→ **Task instructions**:
Write out the records below once more, exactly as they stand.
## Start Recorded information
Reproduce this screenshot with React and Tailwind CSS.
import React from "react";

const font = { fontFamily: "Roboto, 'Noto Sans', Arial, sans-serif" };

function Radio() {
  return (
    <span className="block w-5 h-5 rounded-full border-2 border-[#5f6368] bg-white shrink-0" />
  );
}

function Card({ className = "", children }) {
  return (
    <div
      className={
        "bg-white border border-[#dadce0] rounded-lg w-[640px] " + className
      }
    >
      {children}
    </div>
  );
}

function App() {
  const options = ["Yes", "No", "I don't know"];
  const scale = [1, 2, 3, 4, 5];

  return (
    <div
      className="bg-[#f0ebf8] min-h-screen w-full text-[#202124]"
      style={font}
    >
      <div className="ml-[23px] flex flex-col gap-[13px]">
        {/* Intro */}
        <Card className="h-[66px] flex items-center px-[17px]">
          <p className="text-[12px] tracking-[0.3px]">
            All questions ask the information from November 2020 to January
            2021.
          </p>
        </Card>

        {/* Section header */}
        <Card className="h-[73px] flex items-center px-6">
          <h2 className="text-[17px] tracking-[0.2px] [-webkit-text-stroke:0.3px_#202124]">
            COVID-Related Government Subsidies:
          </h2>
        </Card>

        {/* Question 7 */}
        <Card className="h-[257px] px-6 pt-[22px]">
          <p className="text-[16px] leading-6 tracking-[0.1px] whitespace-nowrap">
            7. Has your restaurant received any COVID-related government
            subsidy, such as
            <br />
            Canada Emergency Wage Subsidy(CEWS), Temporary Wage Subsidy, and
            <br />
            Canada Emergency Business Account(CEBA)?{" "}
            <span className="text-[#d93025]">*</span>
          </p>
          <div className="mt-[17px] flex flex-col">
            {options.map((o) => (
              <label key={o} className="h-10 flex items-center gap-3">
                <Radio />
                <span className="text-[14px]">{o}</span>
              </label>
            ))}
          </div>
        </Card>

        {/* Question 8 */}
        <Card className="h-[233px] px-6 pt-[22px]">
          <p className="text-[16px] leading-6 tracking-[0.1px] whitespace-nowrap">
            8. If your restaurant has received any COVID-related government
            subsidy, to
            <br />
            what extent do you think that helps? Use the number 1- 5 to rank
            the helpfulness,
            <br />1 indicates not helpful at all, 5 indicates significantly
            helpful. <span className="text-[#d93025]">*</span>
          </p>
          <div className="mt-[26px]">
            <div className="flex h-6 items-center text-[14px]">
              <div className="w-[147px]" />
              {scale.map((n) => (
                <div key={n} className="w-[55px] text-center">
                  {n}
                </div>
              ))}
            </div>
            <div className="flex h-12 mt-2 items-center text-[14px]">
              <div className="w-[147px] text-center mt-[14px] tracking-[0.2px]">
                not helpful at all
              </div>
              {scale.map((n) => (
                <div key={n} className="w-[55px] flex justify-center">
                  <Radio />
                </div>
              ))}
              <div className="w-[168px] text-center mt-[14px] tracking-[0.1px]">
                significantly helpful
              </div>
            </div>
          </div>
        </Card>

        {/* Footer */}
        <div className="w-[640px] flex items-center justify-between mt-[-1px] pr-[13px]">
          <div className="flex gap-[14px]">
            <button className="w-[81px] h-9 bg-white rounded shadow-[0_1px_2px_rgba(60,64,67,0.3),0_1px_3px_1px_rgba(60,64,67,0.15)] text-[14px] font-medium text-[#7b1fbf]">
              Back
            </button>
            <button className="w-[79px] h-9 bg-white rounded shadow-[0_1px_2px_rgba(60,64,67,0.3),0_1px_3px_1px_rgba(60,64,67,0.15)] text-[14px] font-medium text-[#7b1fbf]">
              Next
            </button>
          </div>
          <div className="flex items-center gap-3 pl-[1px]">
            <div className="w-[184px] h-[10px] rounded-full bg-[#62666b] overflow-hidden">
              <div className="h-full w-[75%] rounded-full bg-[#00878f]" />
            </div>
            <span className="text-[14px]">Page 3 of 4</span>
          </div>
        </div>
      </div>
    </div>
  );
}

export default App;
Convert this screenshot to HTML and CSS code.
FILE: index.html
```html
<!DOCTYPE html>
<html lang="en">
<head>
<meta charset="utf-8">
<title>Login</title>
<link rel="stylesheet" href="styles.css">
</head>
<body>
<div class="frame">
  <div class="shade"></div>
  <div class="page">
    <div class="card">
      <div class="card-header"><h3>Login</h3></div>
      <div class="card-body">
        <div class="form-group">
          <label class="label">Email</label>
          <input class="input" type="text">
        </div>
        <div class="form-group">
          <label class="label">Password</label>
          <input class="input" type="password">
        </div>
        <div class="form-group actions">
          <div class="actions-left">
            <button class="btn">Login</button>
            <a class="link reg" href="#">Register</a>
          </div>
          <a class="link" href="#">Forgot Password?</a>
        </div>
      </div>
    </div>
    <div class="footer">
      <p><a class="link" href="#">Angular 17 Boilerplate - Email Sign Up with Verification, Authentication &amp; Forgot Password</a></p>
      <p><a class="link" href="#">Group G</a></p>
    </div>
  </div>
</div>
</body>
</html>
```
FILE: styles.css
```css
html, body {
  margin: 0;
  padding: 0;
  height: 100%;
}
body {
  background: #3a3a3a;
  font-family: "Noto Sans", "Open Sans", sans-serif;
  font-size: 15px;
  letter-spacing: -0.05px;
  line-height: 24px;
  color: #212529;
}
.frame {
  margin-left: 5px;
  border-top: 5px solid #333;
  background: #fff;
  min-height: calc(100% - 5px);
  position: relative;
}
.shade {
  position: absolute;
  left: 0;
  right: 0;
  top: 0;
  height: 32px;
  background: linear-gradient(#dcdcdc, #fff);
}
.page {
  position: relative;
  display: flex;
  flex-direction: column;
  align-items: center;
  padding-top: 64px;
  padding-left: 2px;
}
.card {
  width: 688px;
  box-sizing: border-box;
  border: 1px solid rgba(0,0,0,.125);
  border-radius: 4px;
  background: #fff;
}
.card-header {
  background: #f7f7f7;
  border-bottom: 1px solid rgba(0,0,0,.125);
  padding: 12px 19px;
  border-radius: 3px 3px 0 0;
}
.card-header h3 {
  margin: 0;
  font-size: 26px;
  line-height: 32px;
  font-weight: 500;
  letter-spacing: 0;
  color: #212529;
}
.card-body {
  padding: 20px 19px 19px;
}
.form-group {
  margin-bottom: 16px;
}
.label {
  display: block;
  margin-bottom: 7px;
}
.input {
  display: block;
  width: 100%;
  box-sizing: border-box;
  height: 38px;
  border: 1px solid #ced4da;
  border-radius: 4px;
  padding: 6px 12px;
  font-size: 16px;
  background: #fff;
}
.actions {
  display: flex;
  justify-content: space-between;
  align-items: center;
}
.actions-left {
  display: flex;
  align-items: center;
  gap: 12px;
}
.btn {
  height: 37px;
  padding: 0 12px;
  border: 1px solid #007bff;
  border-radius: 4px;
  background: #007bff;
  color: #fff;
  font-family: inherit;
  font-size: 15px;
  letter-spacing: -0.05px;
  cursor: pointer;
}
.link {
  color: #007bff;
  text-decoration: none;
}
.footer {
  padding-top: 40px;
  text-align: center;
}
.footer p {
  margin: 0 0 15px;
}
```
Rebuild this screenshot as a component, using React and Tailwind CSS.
## End Recorded information
→ **Completed exercise**:
Reproduce this screenshot with React and Tailwind CSS.
import React from "react";

const font = { fontFamily: "Roboto, 'Noto Sans', Arial, sans-serif" };

function Radio() {
  return (
    <span className="block w-5 h-5 rounded-full border-2 border-[#5f6368] bg-white shrink-0" />
  );
}

function Card({ className = "", children }) {
  return (
    <div
      className={
        "bg-white border border-[#dadce0] rounded-lg w-[640px] " + className
      }
    >
      {children}
    </div>
  );
}

function App() {
  const options = ["Yes", "No", "I don't know"];
  const scale = [1, 2, 3, 4, 5];

  return (
    <div
      className="bg-[#f0ebf8] min-h-screen w-full text-[#202124]"
      style={font}
    >
      <div className="ml-[23px] flex flex-col gap-[13px]">
        {/* Intro */}
        <Card className="h-[66px] flex items-center px-[17px]">
          <p className="text-[12px] tracking-[0.3px]">
            All questions ask the information from November 2020 to January
            2021.
          </p>
        </Card>

        {/* Section header */}
        <Card className="h-[73px] flex items-center px-6">
          <h2 className="text-[17px] tracking-[0.2px] [-webkit-text-stroke:0.3px_#202124]">
            COVID-Related Government Subsidies:
          </h2>
        </Card>

        {/* Question 7 */}
        <Card className="h-[257px] px-6 pt-[22px]">
          <p className="text-[16px] leading-6 tracking-[0.1px] whitespace-nowrap">
            7. Has your restaurant received any COVID-related government
            subsidy, such as
            <br />
            Canada Emergency Wage Subsidy(CEWS), Temporary Wage Subsidy, and
            <br />
            Canada Emergency Business Account(CEBA)?{" "}
            <span className="text-[#d93025]">*</span>
          </p>
          <div className="mt-[17px] flex flex-col">
            {options.map((o) => (
              <label key={o} className="h-10 flex items-center gap-3">
                <Radio />
                <span className="text-[14px]">{o}</span>
              </label>
            ))}
          </div>
        </Card>

        {/* Question 8 */}
        <Card className="h-[233px] px-6 pt-[22px]">
          <p className="text-[16px] leading-6 tracking-[0.1px] whitespace-nowrap">
            8. If your restaurant has received any COVID-related government
            subsidy, to
            <br />
            what extent do you think that helps? Use the number 1- 5 to rank
            the helpfulness,
            <br />1 indicates not helpful at all, 5 indicates significantly
            helpful. <span className="text-[#d93025]">*</span>
          </p>
          <div className="mt-[26px]">
            <div className="flex h-6 items-center text-[14px]">
              <div className="w-[147px]" />
              {scale.map((n) => (
                <div key={n} className="w-[55px] text-center">
                  {n}
                </div>
              ))}
            </div>
            <div className="flex h-12 mt-2 items-center text-[14px]">
              <div className="w-[147px] text-center mt-[14px] tracking-[0.2px]">
                not helpful at all
              </div>
              {scale.map((n) => (
                <div key={n} className="w-[55px] flex justify-center">
                  <Radio />
                </div>
              ))}
              <div className="w-[168px] text-center mt-[14px] tracking-[0.1px]">
                significantly helpful
              </div>
            </div>
          </div>
        </Card>

        {/* Footer */}
        <div className="w-[640px] flex items-center justify-between mt-[-1px] pr-[13px]">
          <div className="flex gap-[14px]">
            <button className="w-[81px] h-9 bg-white rounded shadow-[0_1px_2px_rgba(60,64,67,0.3),0_1px_3px_1px_rgba(60,64,67,0.15)] text-[14px] font-medium text-[#7b1fbf]">
              Back
            </button>
            <button className="w-[79px] h-9 bg-white rounded shadow-[0_1px_2px_rgba(60,64,67,0.3),0_1px_3px_1px_rgba(60,64,67,0.15)] text-[14px] font-medium text-[#7b1fbf]">
              Next
            </button>
          </div>
          <div className="flex items-center gap-3 pl-[1px]">
            <div className="w-[184px] h-[10px] rounded-full bg-[#62666b] overflow-hidden">
              <div className="h-full w-[75%] rounded-full bg-[#00878f]" />
            </div>
            <span className="text-[14px]">Page 3 of 4</span>
          </div>
        </div>
      </div>
    </div>
  );
}

export default App;
Convert this screenshot to HTML and CSS code.
FILE: index.html
```html
<!DOCTYPE html>
<html lang="en">
<head>
<meta charset="utf-8">
<title>Login</title>
<link rel="stylesheet" href="styles.css">
</head>
<body>
<div class="frame">
  <div class="shade"></div>
  <div class="page">
    <div class="card">
      <div class="card-header"><h3>Login</h3></div>
      <div class="card-body">
        <div class="form-group">
          <label class="label">Email</label>
          <input class="input" type="text">
        </div>
        <div class="form-group">
          <label class="label">Password</label>
          <input class="input" type="password">
        </div>
        <div class="form-group actions">
          <div class="actions-left">
            <button class="btn">Login</button>
            <a class="link reg" href="#">Register</a>
          </div>
          <a class="link" href="#">Forgot Password?</a>
        </div>
      </div>
    </div>
    <div class="footer">
      <p><a class="link" href="#">Angular 17 Boilerplate - Email Sign Up with Verification, Authentication &amp; Forgot Password</a></p>
      <p><a class="link" href="#">Group G</a></p>
    </div>
  </div>
</div>
</body>
</html>
```
FILE: styles.css
```css
html, body {
  margin: 0;
  padding: 0;
  height: 100%;
}
body {
  background: #3a3a3a;
  font-family: "Noto Sans", "Open Sans", sans-serif;
  font-size: 15px;
  letter-spacing: -0.05px;
  line-height: 24px;
  color: #212529;
}
.frame {
  margin-left: 5px;
  border-top: 5px solid #333;
  background: #fff;
  min-height: calc(100% - 5px);
  position: relative;
}
.shade {
  position: absolute;
  left: 0;
  right: 0;
  top: 0;
  height: 32px;
  background: linear-gradient(#dcdcdc, #fff);
}
.page {
  position: relative;
  display: flex;
  flex-direction: column;
  align-items: center;
  padding-top: 64px;
  padding-left: 2px;
}
.card {
  width: 688px;
  box-sizing: border-box;
  border: 1px solid rgba(0,0,0,.125);
  border-radius: 4px;
  background: #fff;
}
.card-header {
  background: #f7f7f7;
  border-bottom: 1px solid rgba(0,0,0,.125);
  padding: 12px 19px;
  border-radius: 3px 3px 0 0;
}
.card-header h3 {
  margin: 0;
  font-size: 26px;
  line-height: 32px;
  font-weight: 500;
  letter-spacing: 0;
  color: #212529;
}
.card-body {
  padding: 20px 19px 19px;
}
.form-group {
  margin-bottom: 16px;
}
.label {
  display: block;
  margin-bottom: 7px;
}
.input {
  display: block;
  width: 100%;
  box-sizing: border-box;
  height: 38px;
  border: 1px solid #ced4da;
  border-radius: 4px;
  padding: 6px 12px;
  font-size: 16px;
  background: #fff;
}
.actions {
  display: flex;
  justify-content: space-between;
  align-items: center;
}
.actions-left {
  display: flex;
  align-items: center;
  gap: 12px;
}
.btn {
  height: 37px;
  padding: 0 12px;
  border: 1px solid #007bff;
  border-radius: 4px;
  background: #007bff;
  color: #fff;
  font-family: inherit;
  font-size: 15px;
  letter-spacing: -0.05px;
  cursor: pointer;
}
.link {
  color: #007bff;
  text-decoration: none;
}
.footer {
  padding-top: 40px;
  text-align: center;
}
.footer p {
  margin: 0 0 15px;
}
```
Rebuild this screenshot as a component, using React and Tailwind CSS.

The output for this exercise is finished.